Open owlleg6 opened 2 years ago
After further investigation, it looks like the main purpose of this task is to omit and replace IAM Users usage.
On deploy, our infrastructure creates 3 IAM Users and 3 AWS IAM Access Keys for each of them:
In case of _jupyternotebook and mlflow, it would be relatively easy to replace them with IAM Roles, because none of theirs keys is used in further actions during deployment.
However, there is a much more complex case with controller, its keys are used in 2 connections:
These connections are used by Pods for training, packaging and etc.
From perspective of ops team, its is possible to start using Service Account with attached Annotations, that are linked to the IAM Role with strict policies for S3 and ECR access. As for now, ODAHU can not accept Annotations and attach it to the Pods.
We need to create logic that involves both developer and ops team for this issue, due to its complex nature.

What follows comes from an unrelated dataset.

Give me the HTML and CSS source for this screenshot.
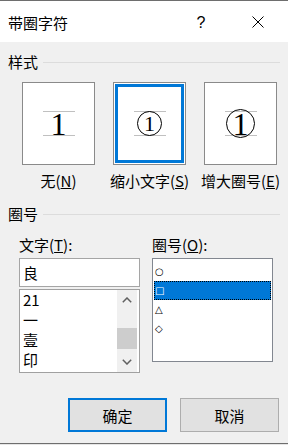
FILE: index.html
```html
<!DOCTYPE html>
<html lang="zh-CN">
<head>
  <meta charset="UTF-8">
  <title>带圈字符</title>
  <link rel="stylesheet" href="styles.css">
</head>
<body>
  <div class="dialog">
    <div class="titlebar">
      <span class="title">带圈字符</span>
      <span class="help">?</span>
      <span class="close">
        <svg width="12" height="12" viewBox="0 0 12 12"><path d="M0.5 0.5 L11.5 11.5 M11.5 0.5 L0.5 11.5" stroke="#000" stroke-width="1" fill="none"/></svg>
      </span>
    </div>

    <div class="content">
      <div class="group-head"><span>样式</span><div class="rule"></div></div>
      <div class="styles">
        <div class="opt">
          <div class="preview">
            <div class="guides"></div>
            <span class="digit big">1</span>
          </div>
          <div class="opt-label">无(<u>N</u>)</div>
        </div>
        <div class="opt">
          <div class="preview selected">
            <div class="guides"></div>
            <span class="ring small"></span>
            <span class="digit small">1</span>
          </div>
          <div class="opt-label">缩小文字(<u>S</u>)</div>
        </div>
        <div class="opt">
          <div class="preview">
            <div class="guides"></div>
            <span class="ring large"></span>
            <span class="digit big">1</span>
          </div>
          <div class="opt-label">增大圈号(<u>E</u>)</div>
        </div>
      </div>

      <div class="group-head second"><span>圈号</span><div class="rule"></div></div>
      <div class="fields">
        <div class="field">
          <div class="field-label">文字(<u>T</u>):</div>
          <div class="input">良</div>
          <div class="list text-list">
            <ul class="items">
              <li>21</li>
              <li>一</li>
              <li>壹</li>
              <li>印</li>
            </ul>
            <div class="scrollbar">
              <div class="sb-btn">
                <svg width="10" height="6" viewBox="0 0 10 6"><polyline points="0.8,5.2 5,1 9.2,5.2" stroke="#606060" stroke-width="1.5" fill="none"/></svg>
              </div>
              <div class="sb-track"><div class="sb-thumb"></div></div>
              <div class="sb-btn">
                <svg width="10" height="6" viewBox="0 0 10 6"><polyline points="0.8,0.8 5,5 9.2,0.8" stroke="#606060" stroke-width="1.5" fill="none"/></svg>
              </div>
            </div>
          </div>
        </div>
        <div class="field">
          <div class="field-label">圈号(<u>O</u>):</div>
          <ul class="list shape-list">
            <li>○</li>
            <li class="active">□</li>
            <li>△</li>
            <li>◇</li>
          </ul>
        </div>
      </div>

      <div class="buttons">
        <button class="btn default">确定</button>
        <button class="btn">取消</button>
      </div>
    </div>
  </div>
</body>
</html>
```

FILE: styles.css
```css
* {
  box-sizing: border-box;
}
body {
  margin: 0;
  background: #e6e6e6;
  font-family: "Noto Sans CJK SC", sans-serif;
  font-size: 15px;
  color: #000;
}
.dialog {
  width: 288px;
  height: 444px;
  background: #f0f0f0;
  border-top: 1px solid #6e6e6e;
  border-bottom: 1px solid #6e6e6e;
}
.titlebar {
  height: 41px;
  background: #fff;
  display: flex;
  align-items: center;
  padding-top: 3px;
}
.title {
  flex: 1;
  padding-left: 8px;
  line-height: 20px;
}
.help {
  width: 30px;
  text-align: center;
  font-family: "Liberation Sans", sans-serif;
  font-size: 16px;
  margin-right: 27px;
  line-height: 20px;
}
.close {
  width: 30px;
  display: flex;
  justify-content: center;
  margin-right: 15px;
  margin-top: -2px;
}
.content {
  padding: 0 8px;
}
.group-head {
  display: flex;
  align-items: center;
  height: 20px;
  line-height: 20px;
  margin-top: 10px;
}
.group-head.second {
  margin-top: 13px;
}
.rule {
  flex: 1;
  height: 1px;
  background: #dcdcdc;
  margin-left: 5px;
}
.styles {
  display: flex;
  gap: 18px;
  margin-top: 10px;
  padding-left: 14px;
}
.opt {
  width: 73px;
  display: flex;
  flex-direction: column;
  align-items: center;
}
.preview {
  width: 73px;
  height: 83px;
  background: #fff;
  border: 1px solid #8a8a8a;
  display: grid;
  place-items: center;
}
.preview.selected {
  box-shadow: inset 0 0 0 1px #fff, inset 0 0 0 4px #0078d7;
}
.preview > * {
  grid-area: 1 / 1;
}
.guides {
  width: 32px;
  height: 25px;
  border-top: 1px solid #c0c0c0;
  border-bottom: 1px solid #c0c0c0;
}
.digit {
  font-family: "Liberation Serif", serif;
  line-height: 1;
}
.digit.big {
  font-size: 32px;
}
.digit.small {
  font-size: 22px;
}
.ring {
  border: 1px solid #000;
  border-radius: 50%;
}
.ring.small {
  width: 25px;
  height: 25px;
}
.ring.large {
  width: 29px;
  height: 29px;
}
.opt-label {
  margin-top: 6px;
  line-height: 20px;
  white-space: nowrap;
}
.fields {
  display: flex;
  gap: 12px;
  margin-top: 11px;
  padding-left: 11px;
  align-items: flex-start;
}
.field {
  width: 121px;
}
.field-label {
  line-height: 20px;
  margin-bottom: 3px;
}
.input {
  height: 29px;
  background: #fff;
  border: 1px solid #a5a5a5;
  padding-left: 3px;
  line-height: 27px;
}
.list {
  background: #fff;
  margin: 0;
  list-style: none;
}
.text-list {
  margin-top: 2px;
  height: 84px;
  border: 1px solid #a0a0a0;
  display: flex;
}
.items {
  flex: 1;
  list-style: none;
  margin: 0;
  padding: 0 0 0 3px;
}
.items li {
  height: 20px;
  line-height: 20px;
}
.scrollbar {
  width: 20px;
  margin-right: 2px;
  background: #f0f0f0;
  display: flex;
  flex-direction: column;
}
.sb-btn {
  height: 20px;
  display: grid;
  place-items: center;
}
.sb-track {
  flex: 1;
  padding-top: 18px;
}
.sb-thumb {
  height: 21px;
  background: #cdcdcd;
}
.shape-list {
  height: 104px;
  border: 1px solid #828790;
  padding: 3px 0 0 0;
}
.shape-list li {
  height: 19px;
  line-height: 19px;
  padding-left: 1px;
  margin: 0 1px;
  font-family: "DejaVu Sans", sans-serif;
  font-size: 10px;
  font-weight: bold;
}
.shape-list li.active {
  background: #0078d7;
  color: #fff;
  outline: 1px dotted #000;
  outline-offset: -1px;
}
.buttons {
  display: flex;
  justify-content: flex-end;
  gap: 13px;
  margin-top: 25px;
  padding-right: 1px;
}
.btn {
  width: 99px;
  height: 34px;
  background: #e1e1e1;
  border: 1px solid #adadad;
  font-family: "Noto Sans CJK SC", sans-serif;
  font-size: 15px;
  color: #000;
  padding: 0;
}
.btn.default {
  border: 2px solid #0078d7;
}
```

Main idea: In case of forwarding Pod Annotations (instead of AWS IAM Access Keys), ODAHU should attach it to certain Pods thus allowing access to ECR and S3. Note, that connection is still required as entity, it just use Annotations instead of Access Keys, for example.
Since AWS Organization, that administer AWS account for ODAHU project, prohibited automated creation of IAM Users during cluster deployment, we need to develop solution which uses IAM Roles instead. IAM Roles is a common best practice in this case, so we need to update our infrastructure to align with it.